| JOB |
Where a line in the listing contains the string "this", copy that line out.

Interface markup and scripts:
* begin *

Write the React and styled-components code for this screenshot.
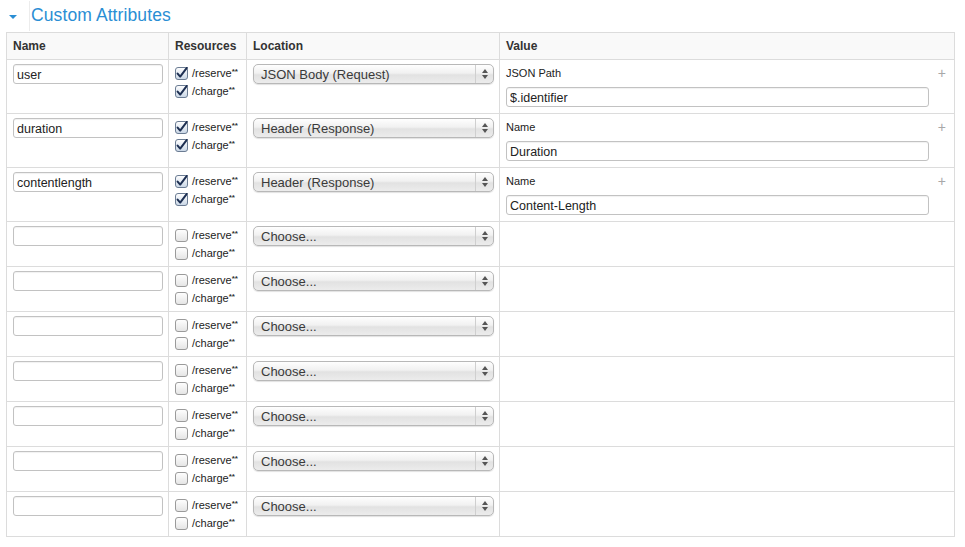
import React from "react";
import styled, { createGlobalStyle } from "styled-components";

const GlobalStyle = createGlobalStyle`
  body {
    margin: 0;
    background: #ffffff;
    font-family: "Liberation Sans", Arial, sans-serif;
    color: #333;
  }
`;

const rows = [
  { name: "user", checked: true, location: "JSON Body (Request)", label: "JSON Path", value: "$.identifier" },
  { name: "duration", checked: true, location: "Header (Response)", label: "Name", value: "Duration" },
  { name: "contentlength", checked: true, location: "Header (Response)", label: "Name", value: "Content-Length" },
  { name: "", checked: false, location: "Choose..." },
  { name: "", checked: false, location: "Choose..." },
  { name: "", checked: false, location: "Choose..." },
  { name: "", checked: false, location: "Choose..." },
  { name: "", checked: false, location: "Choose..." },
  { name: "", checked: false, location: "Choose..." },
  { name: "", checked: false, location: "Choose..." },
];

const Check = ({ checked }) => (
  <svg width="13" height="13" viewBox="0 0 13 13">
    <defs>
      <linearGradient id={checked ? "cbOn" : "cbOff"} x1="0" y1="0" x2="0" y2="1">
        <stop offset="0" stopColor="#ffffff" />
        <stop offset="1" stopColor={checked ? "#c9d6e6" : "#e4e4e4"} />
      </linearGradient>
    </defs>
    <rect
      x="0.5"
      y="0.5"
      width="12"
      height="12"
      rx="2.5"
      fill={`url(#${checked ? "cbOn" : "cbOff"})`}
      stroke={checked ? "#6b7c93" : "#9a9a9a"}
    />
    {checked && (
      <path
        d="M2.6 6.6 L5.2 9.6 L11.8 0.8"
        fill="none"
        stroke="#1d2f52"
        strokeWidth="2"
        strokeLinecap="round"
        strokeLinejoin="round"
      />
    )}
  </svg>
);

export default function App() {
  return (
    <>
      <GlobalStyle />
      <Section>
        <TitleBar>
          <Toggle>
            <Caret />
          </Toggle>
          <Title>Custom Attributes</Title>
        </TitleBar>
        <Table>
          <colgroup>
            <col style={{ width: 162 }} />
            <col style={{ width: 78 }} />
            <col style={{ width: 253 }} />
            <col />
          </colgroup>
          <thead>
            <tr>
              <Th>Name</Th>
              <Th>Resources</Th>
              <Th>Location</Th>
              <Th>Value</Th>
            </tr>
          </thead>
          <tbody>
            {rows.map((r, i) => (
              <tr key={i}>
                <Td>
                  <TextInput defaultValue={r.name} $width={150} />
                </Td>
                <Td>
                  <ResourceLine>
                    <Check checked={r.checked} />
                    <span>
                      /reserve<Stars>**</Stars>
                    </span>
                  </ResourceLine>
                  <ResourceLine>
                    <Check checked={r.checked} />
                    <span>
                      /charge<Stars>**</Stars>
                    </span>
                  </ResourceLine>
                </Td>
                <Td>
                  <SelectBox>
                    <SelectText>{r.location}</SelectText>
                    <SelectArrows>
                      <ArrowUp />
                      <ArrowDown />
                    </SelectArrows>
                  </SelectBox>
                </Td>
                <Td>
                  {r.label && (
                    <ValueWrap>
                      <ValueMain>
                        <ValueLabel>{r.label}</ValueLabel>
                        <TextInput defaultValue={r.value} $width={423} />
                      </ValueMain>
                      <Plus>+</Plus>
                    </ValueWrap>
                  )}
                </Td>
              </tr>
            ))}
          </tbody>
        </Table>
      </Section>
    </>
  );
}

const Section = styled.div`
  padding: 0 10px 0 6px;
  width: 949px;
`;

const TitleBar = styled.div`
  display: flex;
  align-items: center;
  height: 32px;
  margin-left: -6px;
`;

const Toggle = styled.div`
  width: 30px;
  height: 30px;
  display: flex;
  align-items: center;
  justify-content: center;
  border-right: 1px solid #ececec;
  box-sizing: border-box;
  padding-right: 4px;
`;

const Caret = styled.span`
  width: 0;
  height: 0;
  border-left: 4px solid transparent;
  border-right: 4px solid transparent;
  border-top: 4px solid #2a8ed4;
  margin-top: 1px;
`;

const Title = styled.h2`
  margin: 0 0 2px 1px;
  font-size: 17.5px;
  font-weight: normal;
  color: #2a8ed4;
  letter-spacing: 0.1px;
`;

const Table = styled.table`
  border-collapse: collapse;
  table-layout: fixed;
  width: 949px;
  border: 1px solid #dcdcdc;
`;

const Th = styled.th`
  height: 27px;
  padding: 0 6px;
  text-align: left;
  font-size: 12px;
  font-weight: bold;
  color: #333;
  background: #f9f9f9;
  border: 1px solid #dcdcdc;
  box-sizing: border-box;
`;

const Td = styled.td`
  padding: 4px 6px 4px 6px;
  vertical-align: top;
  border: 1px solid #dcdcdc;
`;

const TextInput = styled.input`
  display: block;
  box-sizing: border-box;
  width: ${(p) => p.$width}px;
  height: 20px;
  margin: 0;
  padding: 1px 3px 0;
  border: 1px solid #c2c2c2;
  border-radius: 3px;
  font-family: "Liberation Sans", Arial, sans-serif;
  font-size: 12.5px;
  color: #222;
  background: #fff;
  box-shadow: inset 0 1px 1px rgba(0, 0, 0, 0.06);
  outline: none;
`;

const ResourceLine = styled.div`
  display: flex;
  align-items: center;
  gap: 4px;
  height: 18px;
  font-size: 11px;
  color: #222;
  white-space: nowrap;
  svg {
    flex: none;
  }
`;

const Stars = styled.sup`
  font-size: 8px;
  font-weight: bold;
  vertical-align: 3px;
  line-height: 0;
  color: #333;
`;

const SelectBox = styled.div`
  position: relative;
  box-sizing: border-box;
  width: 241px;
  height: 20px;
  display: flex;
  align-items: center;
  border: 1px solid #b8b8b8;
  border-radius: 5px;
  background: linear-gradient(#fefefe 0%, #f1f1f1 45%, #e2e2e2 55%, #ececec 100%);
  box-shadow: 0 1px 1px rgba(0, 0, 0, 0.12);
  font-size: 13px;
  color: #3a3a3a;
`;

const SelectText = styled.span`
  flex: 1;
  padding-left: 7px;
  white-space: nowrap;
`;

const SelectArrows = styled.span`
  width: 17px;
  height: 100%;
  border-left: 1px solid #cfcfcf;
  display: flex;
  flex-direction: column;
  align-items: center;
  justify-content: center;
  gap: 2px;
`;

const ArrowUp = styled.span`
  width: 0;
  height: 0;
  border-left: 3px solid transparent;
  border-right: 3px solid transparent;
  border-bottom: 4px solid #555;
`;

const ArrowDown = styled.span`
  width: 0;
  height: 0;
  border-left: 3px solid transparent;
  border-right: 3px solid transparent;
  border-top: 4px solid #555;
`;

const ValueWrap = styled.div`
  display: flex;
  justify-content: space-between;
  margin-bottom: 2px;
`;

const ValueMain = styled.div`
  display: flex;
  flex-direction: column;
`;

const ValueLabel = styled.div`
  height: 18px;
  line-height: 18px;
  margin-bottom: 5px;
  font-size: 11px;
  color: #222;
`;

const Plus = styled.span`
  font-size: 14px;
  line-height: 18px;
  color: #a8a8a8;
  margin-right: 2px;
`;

* end *
* begin *

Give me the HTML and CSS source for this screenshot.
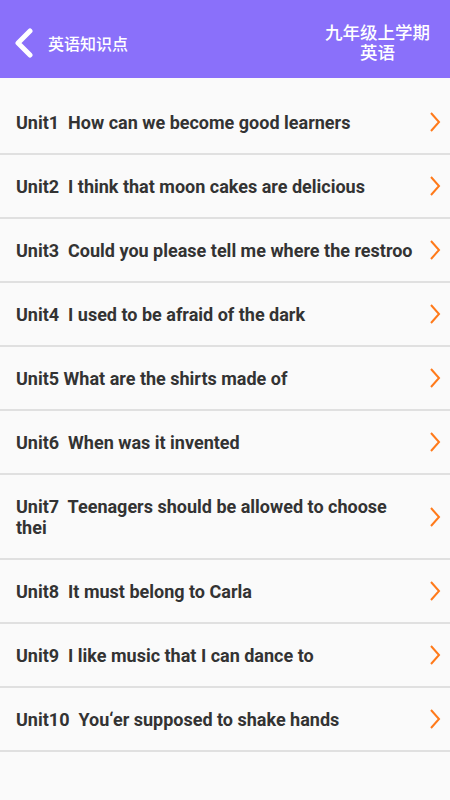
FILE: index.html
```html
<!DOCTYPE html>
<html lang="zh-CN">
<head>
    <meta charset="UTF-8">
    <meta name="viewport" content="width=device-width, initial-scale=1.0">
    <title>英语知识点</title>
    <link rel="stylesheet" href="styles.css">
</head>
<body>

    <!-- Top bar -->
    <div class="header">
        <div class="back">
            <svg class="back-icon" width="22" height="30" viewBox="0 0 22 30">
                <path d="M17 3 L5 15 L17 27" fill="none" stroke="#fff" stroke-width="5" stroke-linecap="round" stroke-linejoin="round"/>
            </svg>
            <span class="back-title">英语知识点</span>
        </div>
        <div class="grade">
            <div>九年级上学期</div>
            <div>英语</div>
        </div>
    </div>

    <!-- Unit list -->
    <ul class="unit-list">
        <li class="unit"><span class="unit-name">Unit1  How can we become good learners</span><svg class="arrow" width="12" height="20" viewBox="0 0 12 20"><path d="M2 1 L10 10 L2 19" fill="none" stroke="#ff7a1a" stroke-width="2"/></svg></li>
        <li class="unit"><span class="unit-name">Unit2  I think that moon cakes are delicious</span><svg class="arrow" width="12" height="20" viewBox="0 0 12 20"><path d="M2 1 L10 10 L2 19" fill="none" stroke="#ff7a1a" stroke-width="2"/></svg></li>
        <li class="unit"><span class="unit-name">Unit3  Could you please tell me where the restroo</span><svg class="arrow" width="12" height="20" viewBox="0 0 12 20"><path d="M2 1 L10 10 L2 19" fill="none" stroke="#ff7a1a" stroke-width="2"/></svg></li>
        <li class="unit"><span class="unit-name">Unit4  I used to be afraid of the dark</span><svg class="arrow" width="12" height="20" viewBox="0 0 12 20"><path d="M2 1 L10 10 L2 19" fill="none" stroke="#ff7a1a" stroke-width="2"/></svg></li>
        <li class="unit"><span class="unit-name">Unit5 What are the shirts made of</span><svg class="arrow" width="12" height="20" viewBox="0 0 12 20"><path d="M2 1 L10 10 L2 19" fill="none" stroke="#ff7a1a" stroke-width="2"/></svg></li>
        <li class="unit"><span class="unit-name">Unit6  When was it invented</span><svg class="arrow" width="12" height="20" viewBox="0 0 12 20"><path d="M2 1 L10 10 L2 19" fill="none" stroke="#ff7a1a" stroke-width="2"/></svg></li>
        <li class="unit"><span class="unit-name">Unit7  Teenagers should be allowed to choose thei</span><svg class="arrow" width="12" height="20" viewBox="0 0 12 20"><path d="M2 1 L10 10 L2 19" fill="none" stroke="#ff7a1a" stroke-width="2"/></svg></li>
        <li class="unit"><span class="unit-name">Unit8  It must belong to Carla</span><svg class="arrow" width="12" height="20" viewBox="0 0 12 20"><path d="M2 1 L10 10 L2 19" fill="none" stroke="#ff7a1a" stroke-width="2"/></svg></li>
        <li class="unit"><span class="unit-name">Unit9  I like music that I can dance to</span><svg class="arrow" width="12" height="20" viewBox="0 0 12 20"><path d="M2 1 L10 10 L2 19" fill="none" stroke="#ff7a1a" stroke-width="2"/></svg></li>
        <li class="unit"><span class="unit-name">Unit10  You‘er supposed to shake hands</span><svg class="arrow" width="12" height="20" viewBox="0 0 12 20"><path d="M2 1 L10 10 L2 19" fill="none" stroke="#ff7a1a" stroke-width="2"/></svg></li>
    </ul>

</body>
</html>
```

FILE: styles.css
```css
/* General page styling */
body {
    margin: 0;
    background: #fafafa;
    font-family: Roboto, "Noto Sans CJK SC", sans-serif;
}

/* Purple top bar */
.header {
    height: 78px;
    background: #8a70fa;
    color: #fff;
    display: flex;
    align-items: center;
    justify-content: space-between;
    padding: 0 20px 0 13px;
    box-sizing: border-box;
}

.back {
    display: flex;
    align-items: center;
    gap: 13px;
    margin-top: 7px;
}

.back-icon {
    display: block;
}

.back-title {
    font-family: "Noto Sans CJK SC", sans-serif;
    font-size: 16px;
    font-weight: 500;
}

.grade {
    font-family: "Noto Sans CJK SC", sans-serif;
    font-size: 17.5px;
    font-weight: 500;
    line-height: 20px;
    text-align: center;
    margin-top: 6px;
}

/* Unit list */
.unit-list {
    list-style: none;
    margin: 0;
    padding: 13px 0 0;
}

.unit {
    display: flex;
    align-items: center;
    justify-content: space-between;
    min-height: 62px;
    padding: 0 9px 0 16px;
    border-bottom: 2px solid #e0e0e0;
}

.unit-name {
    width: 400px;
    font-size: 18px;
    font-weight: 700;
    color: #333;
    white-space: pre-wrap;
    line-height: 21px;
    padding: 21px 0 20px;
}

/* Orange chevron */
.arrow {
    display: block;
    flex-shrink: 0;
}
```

* end *

| FINAL ANSWER |
Write the React and styled-components code for this screenshot.
Give me the HTML and CSS source for this screenshot.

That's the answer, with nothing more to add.